Le parole di un personaggio in questo libro, che chiamerò La donna, per non anticiparvi troppo, ci mostrano una realtà purtroppo attualissima.
«Tesoro mio, prima che i libri scomparissero gli scrittori non contavano più niente già da un pezzo, salvo occupare le classifiche di vendita con robette di nessun valore. No, non ero famosa secondo i criteri in cui sei cresciuta, non passavo al videogiornale, non facevo l’opinionista ai talk show, non mi spolliciavano in Rete (si dice così?), anzi… Ma chi vuole la biblioteca sa che è la biblioteca accurata e amorevolmente raccolta di una persona che ha vissuto tutta la vita solo per la letteratura, per l’arte, per la bellezza.

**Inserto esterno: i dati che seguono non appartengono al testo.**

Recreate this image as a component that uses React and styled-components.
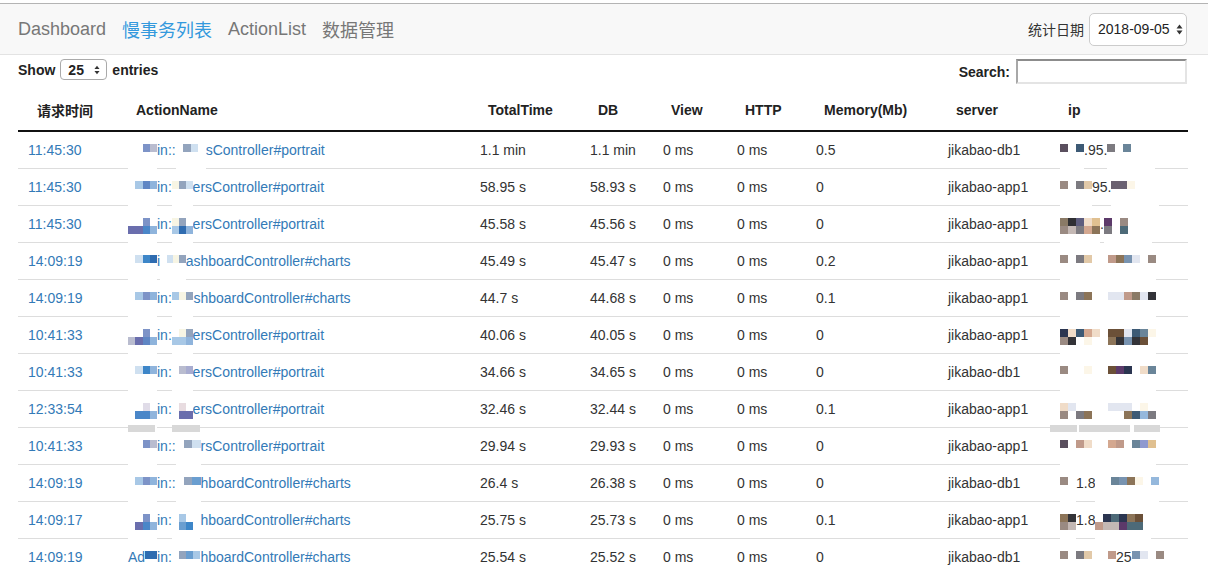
import React from "react";
import styled, { createGlobalStyle } from "styled-components";

const GlobalStyle = createGlobalStyle`
  html, body { margin: 0; padding: 0; background: #fff; }
  body {
    font-family: "Liberation Sans", "Noto Sans CJK SC", Arial, sans-serif;
    font-size: 14px;
    color: #333;
  }
`;

const LINK = "#337ab7";
const CJK = `"Noto Sans CJK SC", "Liberation Sans", sans-serif`;

const PAL = {
  w: "#ffffff", ".": "transparent",
  a: "#7d93c7", b: "#b9bccf", c: "#5f86c4", d: "#8fb4dc", e: "#3d86c8",
  f: "#2f6cb0", g: "#a8c8e6", h: "#cfe0f0", i: "#93a4bd", j: "#f7f5e4",
  k: "#6a6ead", l: "#4a86c8", m: "#a8acd0", o: "#e0dce8", p: "#e8dce0",
  q: "#6a9ed0",
  A: "#5a4f5e", B: "#3d5a75", C: "#6a8599", D: "#9a8a82", E: "#7c7a80",
  F: "#e2c9a8", G: "#6b6170", H: "#fcf6e8", I: "#8a7a66", J: "#2f2f33",
  K: "#5e5d7e", L: "#f0dcc8", M: "#5c3a6a", N: "#4d6a78", O: "#c4b8b4",
  P: "#d4a890", Q: "#c09a8a", R: "#7893b0", S: "#e2e6f0", T: "#2b3550",
  U: "#6b5038", V: "#8c7458", W: "#333338", X: "#8f99cf", Y: "#e0c090",
  Z: "#95b8dc",
};

const Page = styled.div`
  padding-top: 3px;
`;

const NavBar = styled.nav`
  display: flex;
  align-items: center;
  justify-content: space-between;
  height: 50px;
  padding: 0 21px 0 18px;
  background: #f8f8f8;
  border-top: 1px solid #b4b4b4;
  border-bottom: 1px solid #e3e3e3;
`;

const NavLinks = styled.div`
  display: flex;
  align-items: center;
  gap: 16px;
`;

const NavLink = styled.a`
  display: block;
  font-family: ${(p) => (p.$cjk ? CJK : `"Liberation Sans", sans-serif`)};
  font-size: 18px;
  line-height: 22px;
  color: ${(p) => (p.$active ? "#3399dd" : "#777")};
  text-decoration: none;
`;

const DateBox = styled.div`
  display: flex;
  align-items: center;
  gap: 5px;
`;

const DateLabel = styled.span`
  font-family: ${CJK};
  font-size: 14px;
  line-height: 20px;
  color: #333;
`;

const FakeSelect = styled.div`
  box-sizing: border-box;
  display: flex;
  align-items: center;
  justify-content: space-between;
  width: ${(p) => p.$w}px;
  height: ${(p) => p.$h}px;
  padding: 0 ${(p) => (p.$small ? 6 : 3)}px 0 ${(p) => (p.$small ? 7 : 8)}px;
  background: #fff;
  border: 1px solid ${(p) => (p.$small ? "#aaa" : "#ccc")};
  border-radius: ${(p) => (p.$small ? 4 : 5)}px;
  font-size: 14px;
  font-weight: ${(p) => (p.$small ? "bold" : "normal")};
  color: #222;
`;

const Controls = styled.div`
  display: flex;
  justify-content: space-between;
  align-items: flex-start;
  padding: 4px 21px 0 18px;
  margin-bottom: 6px;
`;

const ControlGroup = styled.div`
  display: flex;
  align-items: center;
  gap: ${(p) => p.$gap}px;
  font-weight: bold;
  font-size: 14px;
  color: #222;
`;

const SearchInput = styled.div`
  box-sizing: border-box;
  width: 171px;
  height: 25px;
  background: #fff;
  border: 2px solid #e4e4e4;
  border-top-color: #8c8c8c;
  border-left-color: #a8a8a8;
`;

const TableWrap = styled.div`
  padding: 0 20px 0 18px;
`;

const Table = styled.table`
  width: 1170px;
  table-layout: fixed;
  border-collapse: separate;
  border-spacing: 0;
`;

const Th = styled.th`
  text-align: left;
  font-family: ${(p) => (p.$cjk ? CJK : `"Liberation Sans", sans-serif`)};
  font-weight: bold;
  font-size: 14px;
  line-height: 20px;
  padding: 10px 10px 10px ${(p) => p.$pad || 18}px;
  border-bottom: 2px solid #111;
  color: #222;
  white-space: nowrap;
`;

const Td = styled.td`
  position: relative;
  padding: 8px 10px;
  line-height: 20px;
  font-size: 14px;
  border-bottom: 1px solid #ddd;
  color: ${(p) => (p.$link ? LINK : "#333")};
  white-space: nowrap;
  overflow: visible;
`;

const MosaicBox = styled.span`
  position: relative;
  display: inline-block;
  vertical-align: -5px;
  width: ${(p) => p.$w}px;
  height: 16px;
  &::before {
    content: "";
    position: absolute;
    left: 0;
    right: 0;
    top: -11px;
    bottom: -11px;
    background: #fff;
  }
`;

const TileRow = styled.span`
  position: relative;
  display: flex;
  height: 8px;
`;

const Tile = styled.span`
  flex: 1;
  height: 8px;
  background: ${(p) => p.$c};
`;

const Smear = styled.span`
  position: absolute;
  z-index: 2;
  top: -3px;
  height: 7px;
  background: #d8d8d8;
`;

const Arrows = ({ w = 7, h = 11 }) => (
  <svg width={w} height={h} viewBox="0 0 7 11">
    <path d="M0.5 4.4 L3.5 0.6 L6.5 4.4 Z M0.5 6.6 L3.5 10.4 L6.5 6.6 Z" fill="#333" />
  </svg>
);

const Mosaic = ({ w, t, b }) => {
  const top = t.split("");
  const bottom = (b || "w".repeat(t.length)).split("");
  return (
    <MosaicBox $w={w || t.length * 8}>
      <TileRow>{top.map((c, i) => <Tile key={i} $c={PAL[c]} />)}</TileRow>
      <TileRow>{bottom.map((c, i) => <Tile key={i} $c={PAL[c]} />)}</TileRow>
    </MosaicBox>
  );
};

const Masked = ({ parts }) =>
  parts.map((p, i) => (typeof p === "string" ? <span key={i}>{p}</span> : <Mosaic key={i} {...p} />));

const rows = [
  { time: "11:45:30", name: [{ w: 29, t: "wwab" }, "in::", { w: 30, t: "wihw" }, "sController#portrait"], total: "1.1 min", db: "1.1 min", mem: "0.5", server: "jikabao-db1", ip: [{ t: "AwB" }, ".95.", { t: "EwCwww" }] },
  { time: "11:45:30", name: [{ w: 29, t: "wgcd" }, "in:", { w: 20.8, t: "jih" }, "ersController#portrait"], total: "58.95 s", db: "58.93 s", mem: "0", server: "jikabao-app1", ip: [{ t: "DwEF" }, "95.", { t: "GGHwww" }] },
  { time: "11:45:30", name: [{ w: 29, t: "wwaw", b: "kkld" }, "in:", { w: 20.8, t: "jiw", b: "gfd" }, "ersController#portrait"], total: "45.58 s", db: "45.56 s", mem: "0", server: "jikabao-app1", ip: [{ t: "IJKLY", b: "DOEPV" }, ".", { t: "MwDwww", b: "EwNwww" }] },
  { time: "14:09:19", name: [{ w: 29, t: "whef" }, "i", { w: 25.5, t: "whji" }, "ashboardController#charts"], total: "45.49 s", db: "45.47 s", mem: "0.2", server: "jikabao-app1", ip: [{ t: "DwEFwwQVRSwD" }] },
  { time: "14:09:19", name: [{ w: 29, t: "wgad" }, "in:", { w: 21.6, t: "gji" }, "shboardController#charts"], total: "44.7 s", db: "44.68 s", mem: "0.1", server: "jikabao-app1", ip: [{ t: "DwEVwwSSQISW" }] },
  { time: "10:41:33", name: [{ w: 29, t: "wwaw", b: "bkcd" }, "in:", { w: 20.8, t: "wji", b: "ggd" }, "ersController#portrait"], total: "40.06 s", db: "40.05 s", mem: "0", server: "jikabao-app1", ip: [{ t: "TLBPLwUUSBCH", b: "DWwHwwVWRWUw" }] },
  { time: "10:41:33", name: [{ w: 29, t: "whed" }, "in:", { w: 20.8, t: "wbm" }, "ersController#portrait"], total: "34.66 s", db: "34.65 s", mem: "0", server: "jikabao-db1", ip: [{ t: "DwwHwwUMTwLC" }] },
  { time: "12:33:54", name: [{ w: 29, t: "wwow", b: "wlld" }, "in:", { w: 20.8, t: "wpw", b: "wkk" }, "ersController#portrait"], total: "32.46 s", db: "32.44 s", mem: "0.1", server: "jikabao-app1", ip: [{ t: "LSwwwwSSSwHw", b: "DwEVwwwwVBZE" }] },
  { time: "10:41:33", name: [{ w: 29, t: "wwab" }, "in::", { w: 24.9, t: "wih" }, "rsController#portrait"], total: "29.94 s", db: "29.93 s", mem: "0", server: "jikabao-app1", ip: [{ t: "AwQLwwPQwCXY" }], smear: true },
  { time: "14:09:19", name: [{ w: 29, t: "wgad" }, "in::", { w: 24.9, t: "wiq" }, "hboardController#charts"], total: "26.4 s", db: "26.38 s", mem: "0", server: "jikabao-db1", ip: [{ t: "Dw" }, "1.8", { t: "wwCRVHwZ" }] },
  { time: "14:09:17", name: [{ w: 29, t: "wwaw", b: "wkld" }, "in:", { w: 28.6, t: "wgww", b: "wqew" }, "hboardController#charts"], total: "25.75 s", db: "25.73 s", mem: "0.1", server: "jikabao-app1", ip: [{ t: "VW", b: "DO" }, "1.8", { t: "wTNTVUw", b: "QOOMNNw" }] },
  { time: "14:09:19", name: ["Ad", { w: 11.9, t: "ff" }, "in:", { w: 28.6, t: "wiqg" }, "hboardController#charts"], total: "25.54 s", db: "25.52 s", mem: "0", server: "jikabao-db1", ip: [{ t: "DwEFwwQ" }, "25", { t: "RSwD" }] },
];

const columns = [
  { label: "请求时间", w: 100, pad: 19, cjk: true },
  { label: "ActionName", w: 352 },
  { label: "TotalTime", w: 110 },
  { label: "DB", w: 73 },
  { label: "View", w: 74 },
  { label: "HTTP", w: 79 },
  { label: "Memory(Mb)", w: 132 },
  { label: "server", w: 112 },
  { label: "ip", w: 138 },
];

export default function App() {
  return (
    <Page>
      <GlobalStyle />
      <NavBar>
        <NavLinks>
          <NavLink>Dashboard</NavLink>
          <NavLink $cjk $active>慢事务列表</NavLink>
          <NavLink>ActionList</NavLink>
          <NavLink $cjk>数据管理</NavLink>
        </NavLinks>
        <DateBox>
          <DateLabel>统计日期</DateLabel>
          <FakeSelect $w={98} $h={33}>
            2018-09-05
            <Arrows />
          </FakeSelect>
        </DateBox>
      </NavBar>

      <Controls>
        <ControlGroup $gap={5}>
          Show
          <FakeSelect $small $w={47} $h={21}>
            25
            <Arrows w={6} h={10} />
          </FakeSelect>
          entries
        </ControlGroup>
        <ControlGroup $gap={6}>
          Search:
          <SearchInput />
        </ControlGroup>
      </Controls>

      <TableWrap>
        <Table>
          <colgroup>
            {columns.map((c) => <col key={c.label} style={{ width: c.w }} />)}
          </colgroup>
          <thead>
            <tr>
              {columns.map((c) => <Th key={c.label} $pad={c.pad} $cjk={c.cjk}>{c.label}</Th>)}
            </tr>
          </thead>
          <tbody>
            {rows.map((r, i) => (
              <tr key={i}>
                <Td $link>{r.time}</Td>
                <Td $link>
                  {r.smear && <><Smear style={{ left: 10, width: 27 }} /><Smear style={{ left: 54, width: 28 }} /></>}
                  <Masked parts={r.name} />
                </Td>
                <Td>{r.total}</Td>
                <Td>{r.db}</Td>
                <Td>0 ms</Td>
                <Td>0 ms</Td>
                <Td>{r.mem}</Td>
                <Td>{r.server}</Td>
                <Td>
                  {r.smear && <><Smear style={{ left: 0, width: 27 }} /><Smear style={{ left: 29, width: 51 }} /><Smear style={{ left: 84, width: 26 }} /></>}
                  <Masked parts={r.ip} />
                </Td>
              </tr>
            ))}
          </tbody>
        </Table>
      </TableWrap>
    </Page>
  );
}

Quindi ci prende più gusto a vederla bruciare».
E ancora…
«Mah… Cose banali ma sottovalutate… Ad esempio, un attimo prima che sparissero i libri, tutti, ma dico tutti, avevano cominciato a scrivere le loro vite. Era una moda. Come avevano perso il padre, smarrito la madre, superato il cancro, cresciuto o non cresciuto i propri figli… Era difficile, ormai, distinguere uno chef da un attore, un giornalista da un insegnante, un contafrottole da uno scrittore. Credevano tutti di avere il fuoco sacro. Ma la verità era che pubblicare un libro era diventato come avere una bella macchina, come andare in un albergo costoso, acquistare una borsa firmata: sicché tutti lo desideravano, senza aver mai letto una riga, senza sapere in alcun modo cosa significasse leggere e scrivere davvero. Lo volevano i ricchi e lo volevano anche i poveri…
Direi che non c’è bisogno di aggiungere altro, le parole di questa donna dicono tutto, e coloro che amano la letteratura non possono che sentirle fin nelle viscere, sposarle, farle proprie.
Questo libro è un libro necessario nel nostro tempo, perché ci mostra la verità delle cose, e Antonella lo fa utilizzando la propria arte: quella di narrare storie.
Niente moralismo, niente insegnamenti spiccioli, sono i personaggi di Antonella a mostrarci la verità dei fatti, seppur scomoda, ma al tempo stesso ci dànno speranza, ci mostrano una traccia per cambiare rotta, per salvarci, e a ogni pagina speriamo di salvarci insieme a Help, a Farenàit e a Mariano che ci mostrano l’importanza di leggere, perché leggere cambia la vita, e ogni vita salvata contribuisce a salvare il mondo.
Ecco perché ringrazierò sempre Antonella per averlo scritto.